## [Task requirements]
Search the data for the string "index" and gather each line it is in.

* * * * * * *

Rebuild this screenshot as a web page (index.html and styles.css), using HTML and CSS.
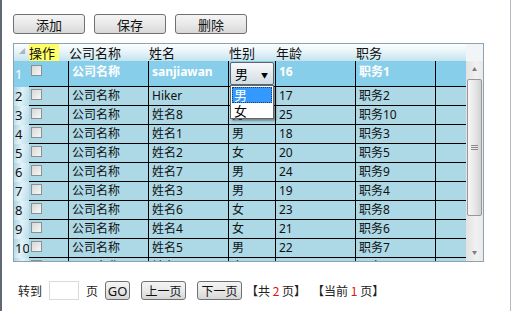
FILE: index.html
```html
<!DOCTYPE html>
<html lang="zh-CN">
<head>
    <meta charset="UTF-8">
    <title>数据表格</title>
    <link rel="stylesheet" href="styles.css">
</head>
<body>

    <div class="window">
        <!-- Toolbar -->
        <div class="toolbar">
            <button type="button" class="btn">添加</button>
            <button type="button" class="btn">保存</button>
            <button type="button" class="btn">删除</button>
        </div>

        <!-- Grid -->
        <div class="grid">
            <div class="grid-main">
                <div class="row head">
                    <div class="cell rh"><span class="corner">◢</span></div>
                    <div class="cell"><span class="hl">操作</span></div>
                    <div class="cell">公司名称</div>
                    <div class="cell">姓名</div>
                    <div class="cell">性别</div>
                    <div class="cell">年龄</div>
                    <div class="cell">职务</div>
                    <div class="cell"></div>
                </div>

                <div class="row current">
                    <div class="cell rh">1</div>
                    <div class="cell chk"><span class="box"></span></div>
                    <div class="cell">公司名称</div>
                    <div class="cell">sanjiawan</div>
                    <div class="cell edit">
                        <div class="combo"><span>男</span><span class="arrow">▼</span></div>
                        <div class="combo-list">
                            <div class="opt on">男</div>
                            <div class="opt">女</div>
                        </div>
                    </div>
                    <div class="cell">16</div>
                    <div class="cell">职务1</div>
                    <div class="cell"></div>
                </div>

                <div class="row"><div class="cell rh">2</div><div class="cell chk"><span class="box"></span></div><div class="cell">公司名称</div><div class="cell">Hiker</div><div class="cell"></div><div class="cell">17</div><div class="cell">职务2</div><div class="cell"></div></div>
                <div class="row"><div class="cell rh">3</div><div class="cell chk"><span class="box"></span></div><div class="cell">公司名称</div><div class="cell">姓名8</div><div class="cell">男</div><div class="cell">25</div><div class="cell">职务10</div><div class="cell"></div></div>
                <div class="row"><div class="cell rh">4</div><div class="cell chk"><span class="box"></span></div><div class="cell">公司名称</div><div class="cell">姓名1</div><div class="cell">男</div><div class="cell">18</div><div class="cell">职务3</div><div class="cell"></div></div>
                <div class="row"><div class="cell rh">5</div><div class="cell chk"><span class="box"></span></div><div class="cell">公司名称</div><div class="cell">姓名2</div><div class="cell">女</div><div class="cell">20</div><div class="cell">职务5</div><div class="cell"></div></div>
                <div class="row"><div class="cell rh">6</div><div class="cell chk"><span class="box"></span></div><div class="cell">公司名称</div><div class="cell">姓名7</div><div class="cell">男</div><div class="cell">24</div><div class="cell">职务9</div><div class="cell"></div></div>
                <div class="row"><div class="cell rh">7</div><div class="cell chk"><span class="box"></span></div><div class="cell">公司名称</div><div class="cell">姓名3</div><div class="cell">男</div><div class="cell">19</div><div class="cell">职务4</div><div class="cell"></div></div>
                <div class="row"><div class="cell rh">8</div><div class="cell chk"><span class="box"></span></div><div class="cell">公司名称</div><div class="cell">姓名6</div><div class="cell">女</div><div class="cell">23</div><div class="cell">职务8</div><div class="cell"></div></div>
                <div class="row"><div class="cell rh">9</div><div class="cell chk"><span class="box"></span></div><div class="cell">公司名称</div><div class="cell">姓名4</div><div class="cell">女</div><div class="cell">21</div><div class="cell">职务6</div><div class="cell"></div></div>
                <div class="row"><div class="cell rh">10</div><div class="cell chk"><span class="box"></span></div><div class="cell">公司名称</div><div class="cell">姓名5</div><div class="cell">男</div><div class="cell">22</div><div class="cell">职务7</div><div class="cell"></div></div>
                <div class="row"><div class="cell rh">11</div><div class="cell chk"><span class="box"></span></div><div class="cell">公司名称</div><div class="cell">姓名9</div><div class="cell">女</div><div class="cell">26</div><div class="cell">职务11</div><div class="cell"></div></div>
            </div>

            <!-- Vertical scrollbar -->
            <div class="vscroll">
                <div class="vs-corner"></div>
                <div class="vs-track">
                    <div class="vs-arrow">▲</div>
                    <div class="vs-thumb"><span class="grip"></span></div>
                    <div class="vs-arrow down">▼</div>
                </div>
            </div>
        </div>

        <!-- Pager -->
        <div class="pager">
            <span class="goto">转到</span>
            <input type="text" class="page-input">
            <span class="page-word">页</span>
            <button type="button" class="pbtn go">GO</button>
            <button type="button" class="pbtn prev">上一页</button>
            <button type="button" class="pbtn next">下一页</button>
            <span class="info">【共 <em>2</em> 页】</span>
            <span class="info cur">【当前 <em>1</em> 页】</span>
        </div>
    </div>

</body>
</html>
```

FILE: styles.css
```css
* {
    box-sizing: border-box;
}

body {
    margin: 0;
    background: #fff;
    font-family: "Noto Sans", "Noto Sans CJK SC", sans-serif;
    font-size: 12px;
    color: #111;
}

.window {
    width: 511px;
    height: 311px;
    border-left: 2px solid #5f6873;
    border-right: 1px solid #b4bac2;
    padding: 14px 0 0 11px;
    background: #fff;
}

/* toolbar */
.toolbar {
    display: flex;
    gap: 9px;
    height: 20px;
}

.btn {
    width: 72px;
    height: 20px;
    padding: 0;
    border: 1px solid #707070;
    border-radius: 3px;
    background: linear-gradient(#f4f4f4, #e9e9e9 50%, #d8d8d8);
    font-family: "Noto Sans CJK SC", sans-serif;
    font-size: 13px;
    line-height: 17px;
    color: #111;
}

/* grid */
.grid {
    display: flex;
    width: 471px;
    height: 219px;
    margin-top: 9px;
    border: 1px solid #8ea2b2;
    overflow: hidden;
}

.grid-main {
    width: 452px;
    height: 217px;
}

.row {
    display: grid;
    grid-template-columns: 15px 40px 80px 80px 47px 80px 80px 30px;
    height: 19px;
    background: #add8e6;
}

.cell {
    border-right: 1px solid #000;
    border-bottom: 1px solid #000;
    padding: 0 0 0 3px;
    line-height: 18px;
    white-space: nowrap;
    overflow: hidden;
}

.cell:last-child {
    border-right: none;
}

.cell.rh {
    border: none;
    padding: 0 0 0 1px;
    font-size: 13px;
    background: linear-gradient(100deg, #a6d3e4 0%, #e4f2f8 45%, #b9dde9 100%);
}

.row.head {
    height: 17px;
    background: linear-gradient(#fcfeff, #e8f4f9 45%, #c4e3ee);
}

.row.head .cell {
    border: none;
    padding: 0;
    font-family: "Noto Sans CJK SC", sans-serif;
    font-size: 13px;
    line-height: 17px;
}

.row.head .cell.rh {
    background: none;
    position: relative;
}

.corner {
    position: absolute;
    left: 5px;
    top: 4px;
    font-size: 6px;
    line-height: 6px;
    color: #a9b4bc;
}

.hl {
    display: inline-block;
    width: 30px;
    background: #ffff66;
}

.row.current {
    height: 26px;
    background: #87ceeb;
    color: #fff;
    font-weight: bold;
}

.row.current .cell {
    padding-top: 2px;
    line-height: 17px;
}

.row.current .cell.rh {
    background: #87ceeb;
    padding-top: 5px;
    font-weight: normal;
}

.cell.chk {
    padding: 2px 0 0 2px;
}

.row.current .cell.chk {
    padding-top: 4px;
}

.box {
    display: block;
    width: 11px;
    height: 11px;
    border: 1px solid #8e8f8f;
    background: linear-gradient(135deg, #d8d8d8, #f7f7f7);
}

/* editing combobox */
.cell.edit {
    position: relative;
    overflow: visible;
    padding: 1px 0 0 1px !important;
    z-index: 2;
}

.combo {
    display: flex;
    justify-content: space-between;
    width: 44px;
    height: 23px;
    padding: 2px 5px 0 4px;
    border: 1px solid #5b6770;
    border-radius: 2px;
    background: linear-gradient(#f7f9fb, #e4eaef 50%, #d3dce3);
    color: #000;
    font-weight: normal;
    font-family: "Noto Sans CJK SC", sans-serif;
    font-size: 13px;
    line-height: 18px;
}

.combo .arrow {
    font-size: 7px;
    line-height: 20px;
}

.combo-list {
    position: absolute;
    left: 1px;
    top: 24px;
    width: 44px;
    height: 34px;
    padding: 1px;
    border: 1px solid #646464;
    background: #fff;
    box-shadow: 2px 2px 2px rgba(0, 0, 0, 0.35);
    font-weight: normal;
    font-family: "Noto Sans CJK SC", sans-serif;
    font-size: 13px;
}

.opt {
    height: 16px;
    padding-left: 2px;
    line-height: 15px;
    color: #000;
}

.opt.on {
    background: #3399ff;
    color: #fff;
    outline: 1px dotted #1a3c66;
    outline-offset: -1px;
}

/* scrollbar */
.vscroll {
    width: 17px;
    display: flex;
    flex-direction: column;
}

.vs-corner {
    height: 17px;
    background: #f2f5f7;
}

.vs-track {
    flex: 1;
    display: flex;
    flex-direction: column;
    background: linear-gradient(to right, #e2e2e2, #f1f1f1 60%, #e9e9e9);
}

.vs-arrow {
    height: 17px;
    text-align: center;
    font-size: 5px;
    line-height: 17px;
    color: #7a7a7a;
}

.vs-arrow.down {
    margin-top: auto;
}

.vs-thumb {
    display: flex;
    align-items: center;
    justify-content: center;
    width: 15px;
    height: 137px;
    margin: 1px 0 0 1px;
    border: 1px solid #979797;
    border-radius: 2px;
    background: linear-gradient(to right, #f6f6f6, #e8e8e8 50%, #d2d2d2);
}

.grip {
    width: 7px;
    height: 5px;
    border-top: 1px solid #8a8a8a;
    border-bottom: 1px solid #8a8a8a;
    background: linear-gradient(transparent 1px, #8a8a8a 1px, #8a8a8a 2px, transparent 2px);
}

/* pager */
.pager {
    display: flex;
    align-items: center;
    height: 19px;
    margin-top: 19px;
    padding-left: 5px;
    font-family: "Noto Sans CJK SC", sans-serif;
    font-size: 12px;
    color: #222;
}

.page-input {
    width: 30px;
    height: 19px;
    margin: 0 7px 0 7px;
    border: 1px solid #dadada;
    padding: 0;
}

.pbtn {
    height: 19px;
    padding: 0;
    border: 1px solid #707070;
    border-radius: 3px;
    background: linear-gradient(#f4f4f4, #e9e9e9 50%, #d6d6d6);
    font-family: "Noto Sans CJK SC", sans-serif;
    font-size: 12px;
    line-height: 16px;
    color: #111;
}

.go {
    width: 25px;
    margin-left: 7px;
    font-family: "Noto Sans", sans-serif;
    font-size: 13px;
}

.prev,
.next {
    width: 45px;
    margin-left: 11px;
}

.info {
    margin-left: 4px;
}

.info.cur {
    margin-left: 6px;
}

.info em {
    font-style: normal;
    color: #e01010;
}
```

* * * * * * *

## [Expected output]
Rebuild this screenshot as a web page (index.html and styles.css), using HTML and CSS.
FILE: index.html
    z-index: 2;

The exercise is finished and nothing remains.